RelCatalog::~RelCatalog()
You need to do nothing here as the underlying HeapFile will be
close automatically.
const Status createRel(const string & relName, const int attrCnt,
const attrInfo attrList[])
First make sure that a relation with the same name doesn't already exist (by
using the getInfo() function described below). Next add a tuple to the relcat
relation. Do this by filling in an instance of the RelDesc structure above and
then invoking the RelCatalog::addInfo() method. Third, for each of the attrCnt
attributes, invoke the AttrCatalog::addInfo() method of the attribute
catalog table (remember that this table is referred to by the global
variable attrCat), passing the appropriate
attribute information from the attrList[] array as an instance of the AttrDesc
structure (see below). Finally, create a HeapFile instance to hold tuples of
the relation (hint: there is a procedure to do this which we have seen
in the last project stage; you need to give it a string that is the relation
name). Implement this function in create.C
const Status destroyRel(const string & relName)
First remove all relevant schema information from both the relcat and
attrcat relations. Then destroy the heapfile corresponding to the relation
(hint: again, there is a procedure to destroy heap file that we have
seen in the last project stage; you need to give it
a string that is the relation name). Implement this function in destroy.C
const Status addInfo(RelDesc & record)
Adds the relation descriptor contained in record to the relcat relation. RelDesc represents both the
in-memory format and on-disk format of a tuple in relcat. First, create
an InsertFileScan object on the relation catalog table. Next, create
a record and then insert it into the relation catalog table using
the method insertRecord of InsertFileScan.
const Status getInfo(const string & relName, RelDesc& record)
Open a scan on the relcat relation by invoking the startScan() method on
itself.
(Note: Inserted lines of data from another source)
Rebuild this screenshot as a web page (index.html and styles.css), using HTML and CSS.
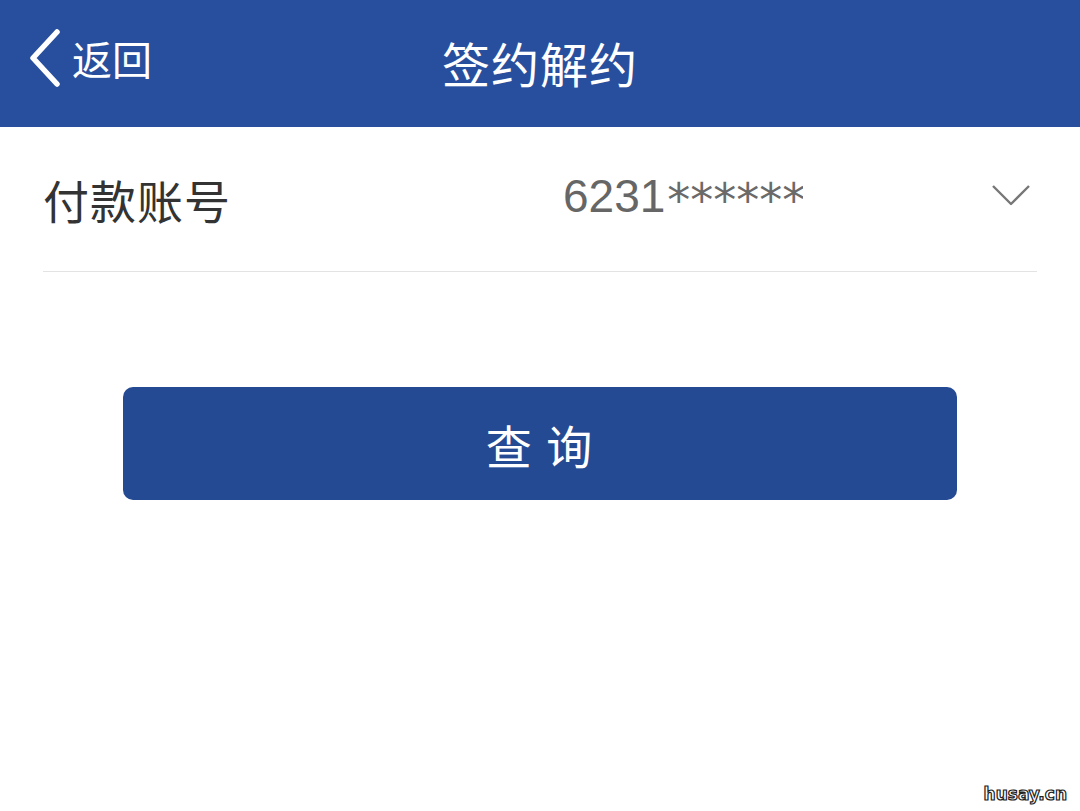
FILE: index.html
```html
<!DOCTYPE html>
<html lang="zh-CN">
<head>
<meta charset="utf-8">
<link rel="stylesheet" href="styles.css">
</head>
<body>
<div class="page">
  <header class="topbar">
    <div class="back">
      <svg class="back-icon" width="34" height="58" viewBox="0 0 34 58"><polyline points="29,3 5,29 29,55" fill="none" stroke="#ffffff" stroke-width="5.5" stroke-linecap="round" stroke-linejoin="round"/></svg>
      <span class="back-text">返回</span>
    </div>
    <h1 class="title">签约解约</h1>
  </header>
  <section class="form">
    <div class="row">
      <span class="label">付款账号</span>
      <span class="value">6231<span class="mask">*******</span></span>
      <svg class="chev" width="40" height="24" viewBox="0 0 40 24"><polyline points="2,3 20,21 38,3" fill="none" stroke="#777" stroke-width="2.4" stroke-linejoin="round"/></svg>
    </div>
  </section>
  <div class="actions">
    <button class="btn">查 询</button>
  </div>
  <div class="watermark">husay.cn</div>
</div>
</body>
</html>
```
FILE: styles.css
```css
html, body {
  margin: 0;
  padding: 0;
  background: #ffffff;
}
body {
  font-family: "Noto Sans CJK SC", "Noto Sans", sans-serif;
}
.page {
  position: relative;
  width: 1080px;
  height: 811px;
  overflow: hidden;
  background: #ffffff;
}
.topbar {
  position: relative;
  height: 127px;
  background: #284f9e;
  display: flex;
  align-items: center;
  justify-content: center;
}
.back {
  position: absolute;
  left: 28px;
  top: 29px;
  display: flex;
  align-items: center;
  gap: 10px;
}
.back-icon {
  display: block;
}
.back-text {
  color: #ffffff;
  font-size: 40px;
  line-height: 58px;
}
.title {
  margin: 0;
  color: #ffffff;
  font-size: 48px;
  font-weight: 400;
  line-height: 60px;
  letter-spacing: 1px;
  margin-top: -4px;
}
.form {
  padding: 0 43px;
}
.row {
  height: 144px;
  border-bottom: 1.5px solid #e3e3e3;
  display: flex;
  align-items: center;
}
.label {
  font-size: 46px;
  color: #333333;
  width: 520px;
  letter-spacing: 1px;
}
.value {
  width: 240px;
  overflow: hidden;
  white-space: nowrap;
  font-family: "Liberation Sans", Arial, sans-serif;
  font-size: 46px;
  color: #666666;
  margin-top: -2px;
}
.mask {
  font-family: "DejaVu Sans", sans-serif;
  font-size: 46px;
  color: #6a6a6a;
  margin-left: 2px;
  vertical-align: -4px;
}
.chev {
  margin-left: auto;
  margin-right: 6px;
  margin-top: -8px;
}
.actions {
  padding: 115px 123px 0;
}
.btn {
  display: block;
  width: 100%;
  height: 113px;
  border: none;
  border-radius: 10px;
  background: #244a94;
  color: #ffffff;
  font-family: "Noto Sans CJK SC", sans-serif;
  font-size: 46px;
  letter-spacing: 2px;
  padding: 0;
}
.watermark {
  position: absolute;
  right: 13px;
  bottom: 7px;
  font-family: "DejaVu Sans", sans-serif;
  font-weight: 700;
  font-size: 17px;
  color: #ffffff;
  -webkit-text-stroke: 1.2px #222;
}
```
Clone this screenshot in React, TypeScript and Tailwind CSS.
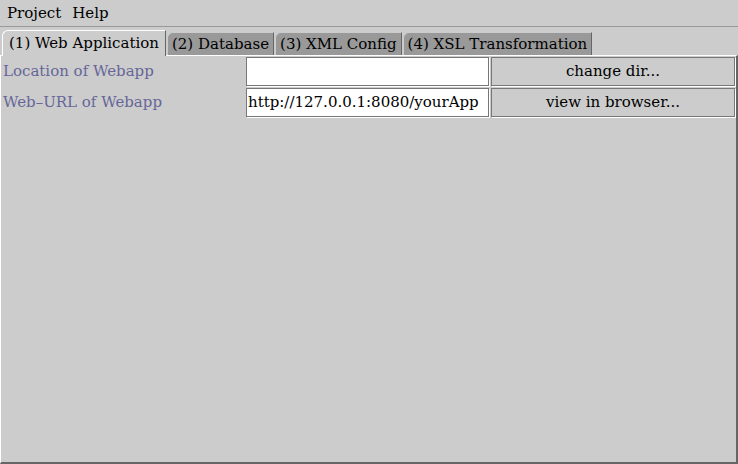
import React from 'react';

const tabs = ['(1) Web Application', '(2) Database', '(3) XML Config', '(4) XSL Transformation'];

const rows = [
  { label: 'Location of Webapp', value: '', action: 'change dir...' },
  { label: 'Web–URL of Webapp', value: 'http://127.0.0.1:8080/yourApp', action: 'view in browser...' },
];

const App: React.FC = () => {
  return (
    <div className="w-[738px] h-[464px] bg-[#cccccc] flex flex-col text-black font-[family-name:'DejaVu_Serif',serif] text-[15px] overflow-hidden">
      <div className="h-[27px] flex items-center gap-[11px] px-[7px] border-b border-[#999999] shrink-0">
        <span>Project</span>
        <span>Help</span>
      </div>

      <div className="h-[28px] flex items-end pl-[2px] gap-[1px] shrink-0">
        {tabs.map((t, i) => (
          <div
            key={t}
            className={
              i === 0
                ? 'h-[26px] px-[6px] flex items-center bg-[#cccccc] border-t border-l border-white border-r border-r-[#666666] rounded-tl-[6px] relative top-[1px] z-10'
                : 'h-[23px] px-[4px] flex items-center bg-[#999999] border-t border-l border-[#cccccc] border-r border-r-[#666666] rounded-tl-[6px]'
            }
          >
            {t}
          </div>
        ))}
      </div>

      <div className="flex-1 border-t border-l border-white border-r-2 border-b-2 border-r-[#666666] border-b-[#666666] pt-[1px] pr-[2px]">
        <div className="grid grid-cols-[243px_243px_244px] gap-x-[2px] gap-y-[2px]">
          {rows.map((r) => (
            <React.Fragment key={r.label}>
              <div className="h-[29px] flex items-center pl-[2px] text-[#666699]">{r.label}</div>
              <div className="h-[29px] bg-white border border-[#777777] shadow-[1px_1px_0_#ffffff] flex items-center px-[1px] whitespace-nowrap overflow-hidden">
                {r.value}
              </div>
              <div className="h-[29px] border border-[#777777] shadow-[1px_1px_0_#ffffff] flex items-center justify-center">
                {r.action}
              </div>
            </React.Fragment>
          ))}
        </div>
      </div>
    </div>
  );
};

export default App;
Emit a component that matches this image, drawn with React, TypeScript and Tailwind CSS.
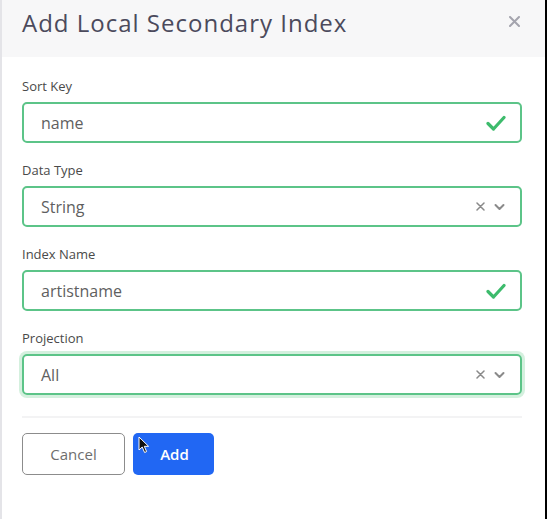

You want to look for the tuple whose first attribute matches the string
relName. Then call scanNext() and getRecord() to get the desired tuple.
Finally, you need to memcpy() the tuple out of the buffer pool into the return
parameter record.
const Status removeInfo(const string & relName)
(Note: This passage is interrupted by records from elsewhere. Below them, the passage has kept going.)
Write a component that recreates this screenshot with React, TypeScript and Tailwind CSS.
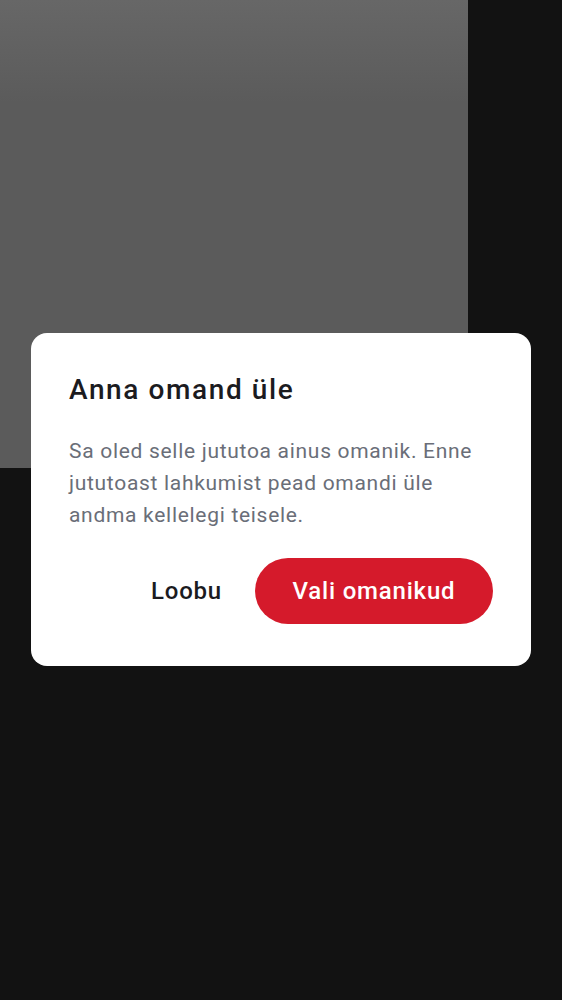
import React from 'react'

const font = { fontFamily: 'Roboto, "Noto Sans", sans-serif' }

const TransferOwnerDialog: React.FC = () => {
  return (
    <div className="absolute left-[31px] top-[333px] w-[500px] rounded-2xl bg-white px-[38px] pt-[39px] pb-[42px]">
      <h2 className="text-[28px] leading-9 font-medium tracking-[1.6px] text-[#1b1b1f]">Anna omand üle</h2>
      <p className="mt-[27px] text-[21px] leading-8 tracking-[0.7px] text-[#6a6e78]">
        Sa oled selle jututoa ainus omanik. Enne jututoast lahkumist pead omandi üle andma kellelegi teisele.
      </p>
      <div className="mt-[27px] flex items-center justify-end gap-[33px]">
        <button className="text-[24px] font-medium tracking-[0.8px] text-[#1b1b1f]">Loobu</button>
        <button className="h-[66px] w-[238px] rounded-full bg-[#d51a2b] text-[24px] font-medium tracking-[0.8px] text-white">
          Vali omanikud
        </button>
      </div>
    </div>
  )
}

const App: React.FC = () => {
  return (
    <div className="relative min-h-[1000px] w-full bg-[#121212]" style={font}>
      <div className="h-[468px] w-[468px] bg-[linear-gradient(to_bottom,#676767_0%,#5b5b5b_22%,#5b5b5b_100%)]"></div>
      <TransferOwnerDialog />
    </div>
  )
}

export default App
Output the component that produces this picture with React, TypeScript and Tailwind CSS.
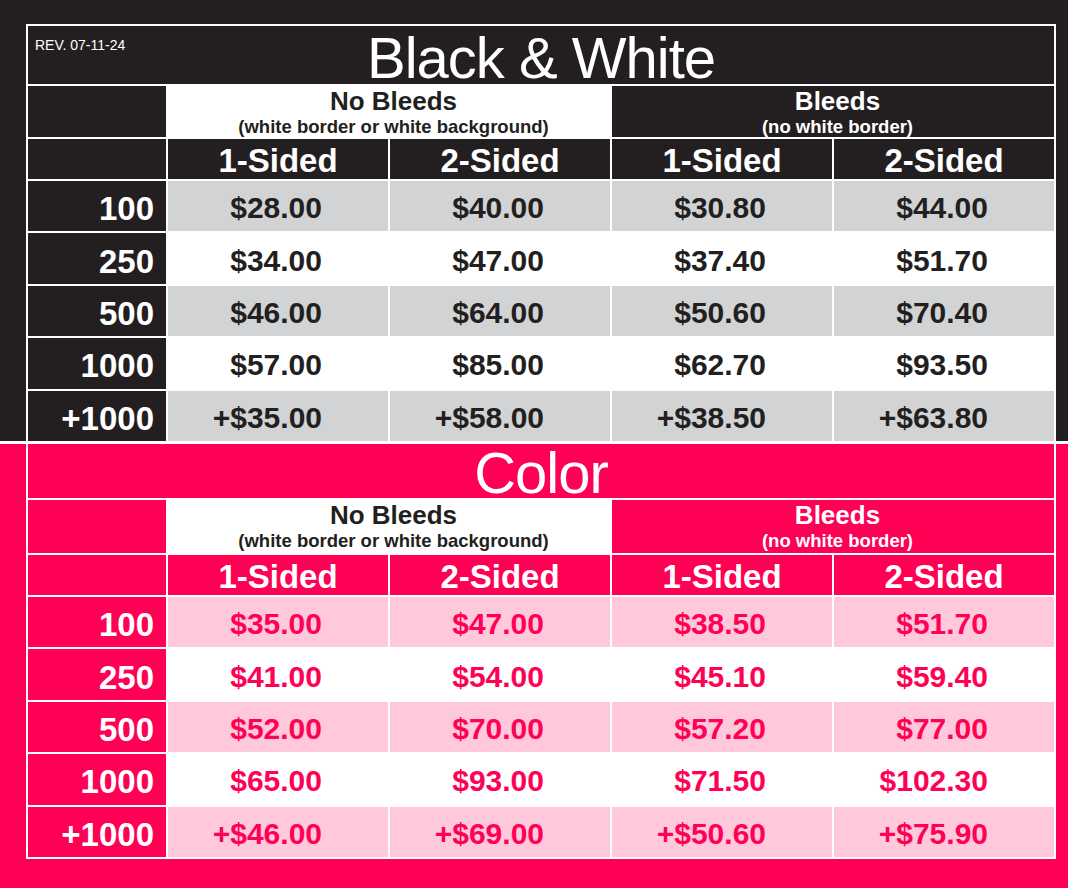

Remove the tuple corresponding to relName from relcat. Once again, you have
to start a filter scan on relcat to locate the rid of the desired tuple. Then
you can call deleteRecord() to remove it.
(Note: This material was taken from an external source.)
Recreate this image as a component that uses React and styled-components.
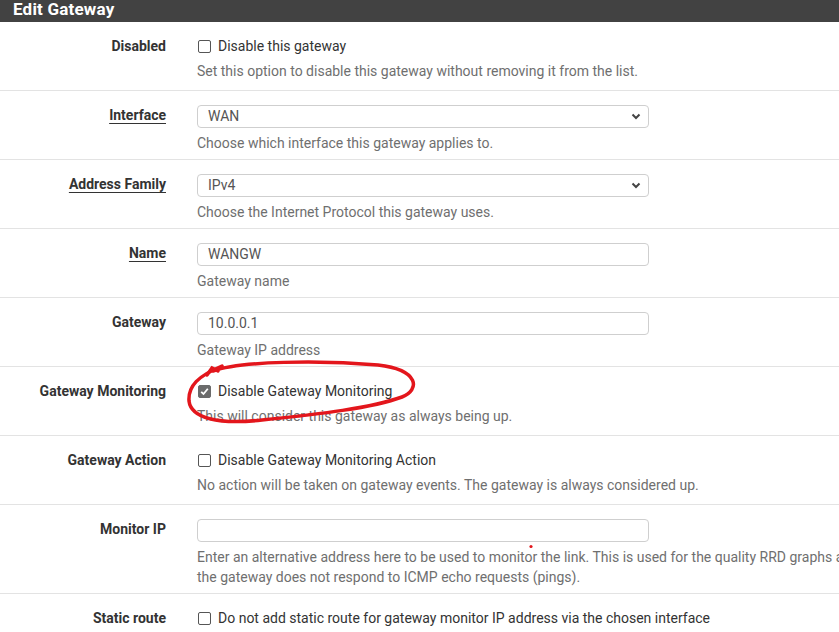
import styled, { createGlobalStyle } from "styled-components";

const GlobalStyle = createGlobalStyle`
    html, body {
        margin:0;
        padding:0;
        background:#fff;
        overflow:hidden;
        font-family:Roboto, "Liberation Sans", sans-serif;
    }
`;

const rows = [
    { label: "Disabled", kind: "check", text: "Disable this gateway", help: ["Set this option to disable this gateway without removing it from the list."] },
    { label: "Interface", link: true, kind: "select", value: "WAN", help: ["Choose which interface this gateway applies to."] },
    { label: "Address Family", link: true, kind: "select", value: "IPv4", help: ["Choose the Internet Protocol this gateway uses."] },
    { label: "Name", link: true, kind: "input", value: "WANGW", help: ["Gateway name"] },
    { label: "Gateway", kind: "input", value: "10.0.0.1", help: ["Gateway IP address"] },
    { label: "Gateway Monitoring", kind: "check", checked: true, text: "Disable Gateway Monitoring", help: ["This will consider this gateway as always being up."] },
    { label: "Gateway Action", kind: "check", text: "Disable Gateway Monitoring Action", help: ["No action will be taken on gateway events. The gateway is always considered up."] },
    {
        label: "Monitor IP",
        kind: "input",
        value: "",
        help: [
            "Enter an alternative address here to be used to monitor the link. This is used for the quality RRD graphs as well as the load balancer entries. Use this if",
            "the gateway does not respond to ICMP echo requests (pings).",
        ],
    },
    { label: "Static route", kind: "check", text: "Do not add static route for gateway monitor IP address via the chosen interface", help: [] },
];

const App = () => {
    return (
        <Page>
            <GlobalStyle />
            <Header>Edit Gateway</Header>
            {rows.map((r) => (
                <Row key={r.label}>
                    <Label $link={r.link}>{r.label}</Label>
                    <Field>
                        {r.kind === "check" && (
                            <CheckLine>
                                <Box $checked={r.checked}>
                                    {r.checked && (
                                        <svg width="9" height="9" viewBox="0 0 9 9">
                                            <polyline points="1.2,4.8 3.5,7 7.8,1.8" fill="none" stroke="#fff" strokeWidth="1.8" />
                                        </svg>
                                    )}
                                </Box>
                                {r.text}
                            </CheckLine>
                        )}
                        {r.kind === "select" && (
                            <Control>
                                {r.value}
                                <Chevron width="10" height="7" viewBox="0 0 10 7">
                                    <polyline points="1.5,1.5 5,5 8.5,1.5" fill="none" stroke="#444" strokeWidth="2" />
                                </Chevron>
                            </Control>
                        )}
                        {r.kind === "input" && <Control>{r.value}</Control>}
                        {r.help.length > 0 && (
                            <Help>
                                {r.help.map((h) => (
                                    <div key={h}>{h}</div>
                                ))}
                            </Help>
                        )}
                    </Field>
                </Row>
            ))}
            <Scribble width="839" height="632" viewBox="0 0 839 632">
                <path
                    d="M 213 371 C 240 361, 320 360, 378 365 C 420 370, 420 390, 402 397 C 372 408, 320 414, 262 420 C 218 425, 191 418, 189 401 C 188 386, 198 376, 222 366"
                    fill="none"
                    stroke="#e3161c"
                    strokeWidth="3.5"
                    strokeLinecap="round"
                />
                <path d="M 207 375 L 212 368 L 218 371" fill="none" stroke="#e3161c" strokeWidth="3.5" strokeLinecap="round" />
                <circle cx="531" cy="546.5" r="1.6" fill="#e3161c" />
            </Scribble>
        </Page>
    );
};

const Page = styled.div`
    position:relative;
    width:839px;
    height:632px;
    overflow:hidden;
`;

const Header = styled.div`
    height:22px;
    background:#424242;
    color:#fff;
    font-weight:bold;
    font-size:17px;
    line-height:19px;
    padding-left:13px;
    letter-spacing:0.2px;
`;

const Row = styled.div`
    display:grid;
    grid-template-columns:166px 1fr;
    column-gap:31px;
    box-sizing:border-box;
    min-height:69px;
    padding:14px 0 6px;
    border-bottom:1px solid #e3e3e3;
`;

const Label = styled.div`
    text-align:right;
    font-weight:bold;
    font-size:14px;
    line-height:20px;
    color:#333;
    white-space:nowrap;
    text-decoration:${(p) => (p.$link ? "underline" : "none")};
    text-underline-offset:3px;
`;

const Field = styled.div`
    display:flex;
    flex-direction:column;
    min-width:0;
`;

const CheckLine = styled.div`
    display:flex;
    align-items:center;
    gap:7px;
    font-size:14px;
    line-height:20px;
    color:#333;
    white-space:nowrap;
    padding-left:1px;
`;

const Box = styled.span`
    display:inline-flex;
    align-items:center;
    justify-content:center;
    width:13px;
    height:13px;
    box-sizing:border-box;
    border-radius:2px;
    border:1px solid ${(p) => (p.$checked ? "#6b6b6b" : "#555")};
    background:${(p) => (p.$checked ? "#6b6b6b" : "#fff")};
`;

const Control = styled.div`
    position:relative;
    width:452px;
    height:23px;
    box-sizing:border-box;
    border:1px solid #cfcfcf;
    border-radius:4px;
    padding-left:10px;
    font-size:14px;
    line-height:21px;
    color:#555;
`;

const Chevron = styled.svg`
    position:absolute;
    right:7px;
    top:7px;
`;

const Help = styled.div`
    margin-top:5px;
    font-size:14px;
    line-height:20px;
    color:#6f6f6f;
    white-space:nowrap;
`;

const Scribble = styled.svg`
    position:absolute;
    left:0;
    top:0;
    pointer-events:none;
`;

export default App;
const Status help(const string & relName)
If relation.empty() is true (empty() is a method on the string class), print
(to standard output) a list of all the relations in relcat (including how many
attributes it has). Otherwise, print all the tuples in attrcat that are relevant
to relName. Implement this function in help.C
// schema of tuples in the attribute catalog:
typedef struct {
char relName[MAXNAME]; // relation name
char attrName[MAXNAME]; // attribute name
int attrOffset; // attribute offset
int attrType; // attribute type
int attrLen; // attribute length
} AttrDesc;
class AttrCatalog : public HeapFile {
friend RelCatalog;
public:
// open attribute catalog
AttrCatalog(Status &status);
// get attribute catalog tuple
const Status getInfo(const string &
relName,
const string & attrName,
AttrDesc &record);
// add information to catalog
const Status addInfo(AttrDesc &
record);
// remove tuple from catalog
const Status removeInfo(const string
& relName,
const string & attrName);
// get all attributes of a relation
const Status getRelInfo(const string
& relName,
int &attrCnt,
AttrDesc *&attrs);
// delete all information about a
relation
const Status dropRelation(const string
& relName);
// close attribute catalog
~AttrCatalog();
};
AttrCatalog(Status &status)
Just call the new HeapFile constructor (see below), passing the constant
ATTRCATNAME (defined above)
~AttrCatalog()
Do nothing. File gets closed automatically by HeapFile destructor.
const Status getInfo(const string & relName, const string &
attrName, AttrDesc &record)
Returns the attribute descriptor record for attribute attrName in relation
relName. Uses a scan over the underlying heapfile to get all tuples for
relation and check each tuple to find whether it corresponds to attrName. (Or
maybe do it the other way around !) This has to be done this way because a
predicated HeapFileScan does not allow conjuncted predicates. Note that the
tuples in attrcat are of type AttrDesc (structure given above).
const Status getRelInfo(const string & relName, int &attrCnt,
AttrDesc *&attrs)
While getInfo() above returns the description of a single attribute, this
method returns (by reference) descriptors for all attributes of the relation
via attr, an array of AttrDesc
structures, and the count of the number of attributes in attrCnt. The attrs array is allocated by this function, but
it should be deallocated by the caller.
const Status addInfo(AttrDesc & record)
Adds a tuple (corresponding to an attribute of a relation) to the attrcat
relation.
const Status removeInfo(const string & relName, const string &
attrName)
Removes the tuple from attrcat that corresponds to attribute attrName of
relation.
const Status dropRelation(const string & relName)
Deletes all tuples in attrcat for the relation relName. Again use a scan to
find all tuples whose relName attribute equals relation and then call
deleteRecord() on each one. Implement this function in destroy.C
When the Minirel parser reads in a command, it will parse the command and call the necessary function to execute it. Some of the front-end DDL commands such as create and destroy are implemented by invoking the appropriate methods on the catalog classes. The implementation of the other utility functions load, print and quit are described below.
void UT_quit(void)
This function should simple delete the RelCatalog and AttrCatalog objects
(causing the underlying files to be closed), delete the BufMgr object (causing
any remaining dirty pages to be flushed to disk) and then terminate the minirel
program by calling exit().
const Status UT_load(const string & relName, const string &
fileName)
Loads the tuples from the UNIX file fileName into the specified
relation. The relation must already exist before UT_load is
invoked.
const Status UT_print(const string & relName)
Prints the values of all the attributes of all tuples of the specified
relation. We will give you this code.
You should continue to use the same error handling mechanism that you used for the previous parts of the project. Feel free to augment this with new error codes and messages as needed.
Start by downloading the Zip file for this stage (since you are not doing this stage, you can just ignore this). This Zip file contains the following files that are relevant to this part of the project (in addition to other files which were created while developing the lower layers).
In the Zip file you will find a shell program called uttest
along with two directories uttestqueries and uttestdata. If you look at the
files in the directory uttestqueries you will notice that they contain a
progressively more difficult series of tests . The directory uttestdata
contains some small tables that will get loaded by the test queries.
To run all the tests, simply invoke uttest while in the
part 5 directory. If you want to run one test at a time simply type uttest
i where where i is a number between 1 and 10. For example, uttest
3 will run the test in the file ut.3 in the uttestqueries directory.